AUGUSTA, Maine — A poll released Wednesday shows Republican Paul LePage with a 14-point lead over Democrat Libby Mitchell in a gubernatorial race that has begun attracting attention and money from the national parties.
The automated telephone survey of more than 1,400 likely Maine voters found that 43 percent of respondents favored LePage — the Republican mayor of Waterville — versus 29 percent who preferred Mitchell, according to Public Policy Polling of North Carolina.
Cutler, a successful lawyer from Cape Elizabeth, led the pack of independents with 11 percent, followed by Moody with 5 percent and Scott with 1 percent. Twelve percent of survey participants remained undecided, and the poll had a margin of error of 2.6 percent.
Coincidentally, the poll was released the same day that two national political organizations — the Democratic Governors Association and the Republican Governors Association — began airing ads on Maine television networks.
The Republican ad highlights LePage’s rise from a homeless youth to an executive at the discounter Marden’s and mayor of Waterville. The Democratic ad, meanwhile, goes after LePage for supporting nuclear energy and potential oil exploration off Maine’s coast.
Observers interpreted the two organizations’ entrance into a Maine gubernatorial race as a sign that the Blaine House is very much in play this November, especially as Republicans nationwide seek to take advantage of voter discontent and uneasiness.

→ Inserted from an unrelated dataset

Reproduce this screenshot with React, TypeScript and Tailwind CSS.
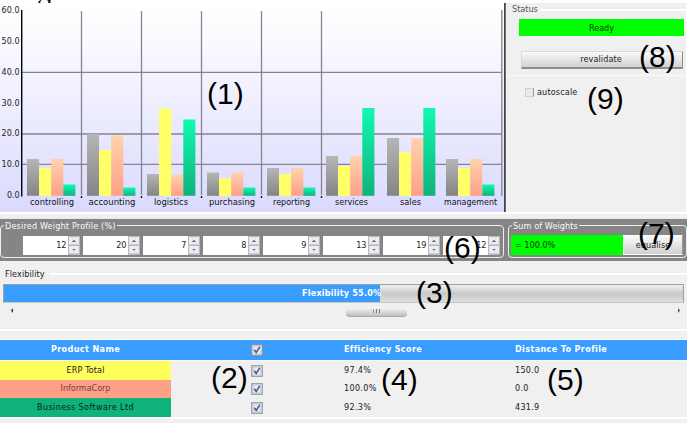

Jim Melcher, a political scientist at the University of Maine at Farmington, noted that LePage has been able to hold ground or gain in the polls despite keeping a very low profile since the primary.
“I think he absolutely could win,” Melcher said. “In a lot of places, it’s a good year to be an outsider.”
Mitchell, a veteran lawmaker and currently Senate president, emerged from the primary with arguably the most name recognition, Melcher said, but still trails LePage by 14 percent in the PPP poll.
The poll indicates that Cutler, meanwhile, has been unable to gain significant traction in recent months despite considerable television advertising, Melcher said.
“With a third-party candidate, there’s a lot of urgency to show how well you are going to do so that people stick with you,” Melcher said.
Bowdoin College political science professor Christian Potholm said he also sees potential trouble for Cutler.
A political consultant and professional pollster, Potholm said he doesn’t believe the dynamics are right this year for an independent because LePage is likely to win many Franco-American voters and there are a number of candidates seeking the small-business vote.
Potholm said he believes any additional surge for Moody — the owner of a successful chain of car collision repair centers in southern Maine — will take away from LePage. But Potholm said he believes there is zero chance the campaign will become a four-way race.
“It is a two-person race, not a four-person race,” he said.
Representatives of the various campaigns had their own takes on the PPP poll.
David Loughran, spokesman for Mitchell, said the poll confirms that this is essentially a two-person race between the two major-party contenders. As for Mitchell’s 14-point deficit in this poll, Loughran said November is still a long way away.
“Over the course of the fall, as people get to know Libby more and get to know Paul LePage more, we believe she will be moving up in the race,” Loughran said.
Brent Littlefield, a veteran campaign strategist working as a consultant for the LePage campaign, pointed out that LePage has a 14-point lead in a survey conducted by what is widely regarded as a Democratic polling firm.
Littlefield said the poll reflects what his campaign is hearing and seeing, namely that people resonate with LePage’s message and life history.
“I think people see Paul as a breath of fresh air and someone who will bring a new approach to the challenges Maine faces,” he said.
Cutler spokesman Ted O’Meara said his campaign’s internal polling, as well as an earlier poll released by Rasmussen Reports, showed that Cutler is actually the only candidate that is closing the gap on LePage.
The campaign’s internal poll, conducted by a Virginia-based firm, showed Cutler gaining 2 percent — from 13 percent to 15 percent — while he gained 1 percent in the Rasmussen poll.
“Right now it’s a function of name recognition, and we have a very aggressive campaign around the state,” O’Meara said.